#### Record extracts
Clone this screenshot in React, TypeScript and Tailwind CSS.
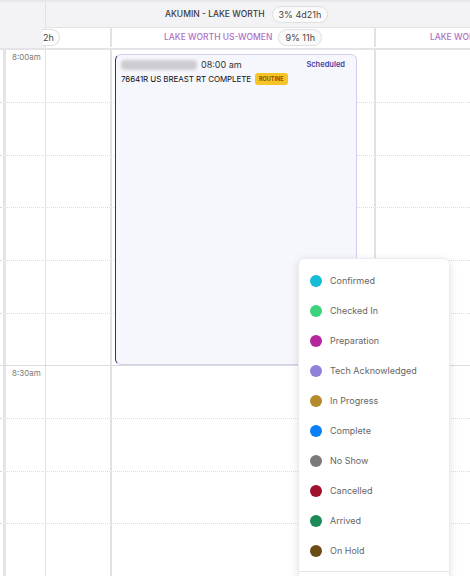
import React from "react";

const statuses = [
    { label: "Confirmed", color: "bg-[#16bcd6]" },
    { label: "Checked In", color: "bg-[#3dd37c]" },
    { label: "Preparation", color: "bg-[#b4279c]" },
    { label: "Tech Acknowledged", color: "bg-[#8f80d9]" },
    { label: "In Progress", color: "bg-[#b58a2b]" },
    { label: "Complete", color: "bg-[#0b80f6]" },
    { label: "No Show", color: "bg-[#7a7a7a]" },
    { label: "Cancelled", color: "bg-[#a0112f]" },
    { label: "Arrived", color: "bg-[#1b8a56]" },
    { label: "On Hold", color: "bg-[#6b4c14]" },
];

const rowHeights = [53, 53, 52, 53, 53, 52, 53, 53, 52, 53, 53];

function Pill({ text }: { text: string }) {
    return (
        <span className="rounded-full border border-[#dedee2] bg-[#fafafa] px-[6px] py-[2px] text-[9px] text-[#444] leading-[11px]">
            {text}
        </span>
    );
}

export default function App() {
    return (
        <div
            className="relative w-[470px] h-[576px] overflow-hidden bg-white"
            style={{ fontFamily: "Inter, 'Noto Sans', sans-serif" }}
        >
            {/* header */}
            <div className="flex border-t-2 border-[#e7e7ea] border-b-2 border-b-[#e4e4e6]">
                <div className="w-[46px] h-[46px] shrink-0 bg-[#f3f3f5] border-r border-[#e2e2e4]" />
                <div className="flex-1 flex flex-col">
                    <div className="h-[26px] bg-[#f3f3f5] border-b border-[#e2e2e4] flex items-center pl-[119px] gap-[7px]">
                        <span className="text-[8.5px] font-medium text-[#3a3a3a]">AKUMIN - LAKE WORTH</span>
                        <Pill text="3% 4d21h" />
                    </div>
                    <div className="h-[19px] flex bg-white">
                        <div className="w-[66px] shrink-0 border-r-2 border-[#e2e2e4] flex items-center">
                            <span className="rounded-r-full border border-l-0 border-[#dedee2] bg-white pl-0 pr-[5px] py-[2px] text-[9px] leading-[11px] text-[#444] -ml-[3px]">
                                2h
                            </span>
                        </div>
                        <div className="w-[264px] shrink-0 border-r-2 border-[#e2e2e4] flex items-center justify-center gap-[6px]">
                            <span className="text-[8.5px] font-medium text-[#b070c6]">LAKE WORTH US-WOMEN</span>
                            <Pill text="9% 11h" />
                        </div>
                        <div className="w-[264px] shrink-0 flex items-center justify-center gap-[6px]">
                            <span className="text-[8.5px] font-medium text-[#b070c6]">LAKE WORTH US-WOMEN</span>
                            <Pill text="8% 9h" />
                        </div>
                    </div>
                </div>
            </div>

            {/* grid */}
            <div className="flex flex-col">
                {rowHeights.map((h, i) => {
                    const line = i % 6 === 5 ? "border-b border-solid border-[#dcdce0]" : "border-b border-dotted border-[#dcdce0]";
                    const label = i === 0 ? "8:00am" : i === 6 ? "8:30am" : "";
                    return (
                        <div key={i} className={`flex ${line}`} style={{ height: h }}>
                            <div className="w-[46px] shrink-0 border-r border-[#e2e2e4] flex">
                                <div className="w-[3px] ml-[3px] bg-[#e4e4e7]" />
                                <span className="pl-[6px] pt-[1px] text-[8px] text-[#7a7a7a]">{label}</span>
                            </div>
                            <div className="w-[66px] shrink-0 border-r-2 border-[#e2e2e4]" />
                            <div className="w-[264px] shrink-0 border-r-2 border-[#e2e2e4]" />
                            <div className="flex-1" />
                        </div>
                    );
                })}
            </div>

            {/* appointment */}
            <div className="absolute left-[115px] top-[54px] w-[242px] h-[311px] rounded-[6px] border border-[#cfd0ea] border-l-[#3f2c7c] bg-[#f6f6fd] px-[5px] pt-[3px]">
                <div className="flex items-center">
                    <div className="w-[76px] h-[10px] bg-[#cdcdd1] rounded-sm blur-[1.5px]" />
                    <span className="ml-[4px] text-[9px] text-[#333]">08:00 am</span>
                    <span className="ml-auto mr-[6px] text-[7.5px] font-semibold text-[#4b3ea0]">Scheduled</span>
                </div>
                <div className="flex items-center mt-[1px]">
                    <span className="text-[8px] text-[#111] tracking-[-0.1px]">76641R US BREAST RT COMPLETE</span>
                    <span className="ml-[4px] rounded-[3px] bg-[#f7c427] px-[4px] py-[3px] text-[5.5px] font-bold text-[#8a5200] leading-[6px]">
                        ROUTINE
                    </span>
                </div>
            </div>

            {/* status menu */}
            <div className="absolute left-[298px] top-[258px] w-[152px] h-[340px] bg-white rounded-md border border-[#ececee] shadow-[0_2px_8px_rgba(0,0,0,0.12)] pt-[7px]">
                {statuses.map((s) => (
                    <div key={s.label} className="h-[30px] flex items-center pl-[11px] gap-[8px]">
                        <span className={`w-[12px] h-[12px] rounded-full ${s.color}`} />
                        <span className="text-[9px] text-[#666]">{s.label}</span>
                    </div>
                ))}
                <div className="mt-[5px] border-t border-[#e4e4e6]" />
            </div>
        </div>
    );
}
########
#### Record extracts
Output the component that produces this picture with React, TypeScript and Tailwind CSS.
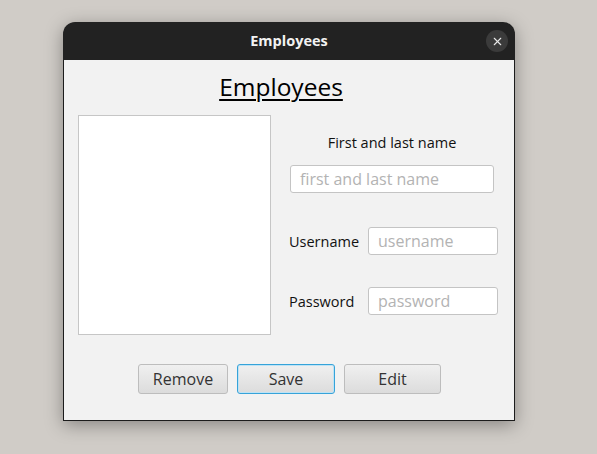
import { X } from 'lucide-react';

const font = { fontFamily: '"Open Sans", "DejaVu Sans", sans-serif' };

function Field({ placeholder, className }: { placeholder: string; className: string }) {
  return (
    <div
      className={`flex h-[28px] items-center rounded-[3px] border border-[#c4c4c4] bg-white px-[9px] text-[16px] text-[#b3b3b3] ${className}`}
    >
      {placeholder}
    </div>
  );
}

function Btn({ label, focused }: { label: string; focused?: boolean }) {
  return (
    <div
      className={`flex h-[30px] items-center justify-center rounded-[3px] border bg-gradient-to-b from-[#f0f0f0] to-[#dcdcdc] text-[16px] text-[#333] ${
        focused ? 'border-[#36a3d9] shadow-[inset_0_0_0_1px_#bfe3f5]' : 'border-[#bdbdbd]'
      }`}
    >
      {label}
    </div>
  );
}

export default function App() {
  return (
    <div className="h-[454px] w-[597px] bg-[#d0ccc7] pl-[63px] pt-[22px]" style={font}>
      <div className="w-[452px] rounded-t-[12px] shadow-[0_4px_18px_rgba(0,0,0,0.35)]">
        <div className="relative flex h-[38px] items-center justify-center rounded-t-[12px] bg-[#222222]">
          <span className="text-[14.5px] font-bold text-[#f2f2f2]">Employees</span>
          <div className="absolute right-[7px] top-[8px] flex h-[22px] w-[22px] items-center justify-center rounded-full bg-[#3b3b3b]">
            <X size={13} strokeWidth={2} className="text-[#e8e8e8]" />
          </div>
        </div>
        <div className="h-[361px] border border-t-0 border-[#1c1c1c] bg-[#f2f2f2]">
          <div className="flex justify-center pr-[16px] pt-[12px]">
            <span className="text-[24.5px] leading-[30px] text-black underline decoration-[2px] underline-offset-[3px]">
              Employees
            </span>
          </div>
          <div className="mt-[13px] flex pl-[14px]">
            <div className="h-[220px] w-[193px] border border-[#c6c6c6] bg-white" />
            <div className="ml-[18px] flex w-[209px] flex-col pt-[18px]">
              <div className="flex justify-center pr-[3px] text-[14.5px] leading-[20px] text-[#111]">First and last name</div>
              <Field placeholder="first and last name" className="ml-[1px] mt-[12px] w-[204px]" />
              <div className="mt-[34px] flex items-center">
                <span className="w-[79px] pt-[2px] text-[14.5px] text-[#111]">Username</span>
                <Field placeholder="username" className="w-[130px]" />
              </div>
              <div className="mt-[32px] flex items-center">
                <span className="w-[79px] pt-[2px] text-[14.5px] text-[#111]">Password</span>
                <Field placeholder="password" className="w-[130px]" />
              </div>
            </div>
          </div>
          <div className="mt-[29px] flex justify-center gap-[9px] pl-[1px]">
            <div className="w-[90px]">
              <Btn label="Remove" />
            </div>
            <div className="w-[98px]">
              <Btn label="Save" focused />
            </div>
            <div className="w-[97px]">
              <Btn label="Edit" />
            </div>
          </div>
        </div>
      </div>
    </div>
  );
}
########
### Exercise details
Your copy should hold only the lines from the one containing "Clone this screenshot" through the one containing "import React from", word for word, with no pictures.

### The answer
Clone this screenshot in React, TypeScript and Tailwind CSS.
import React from "react";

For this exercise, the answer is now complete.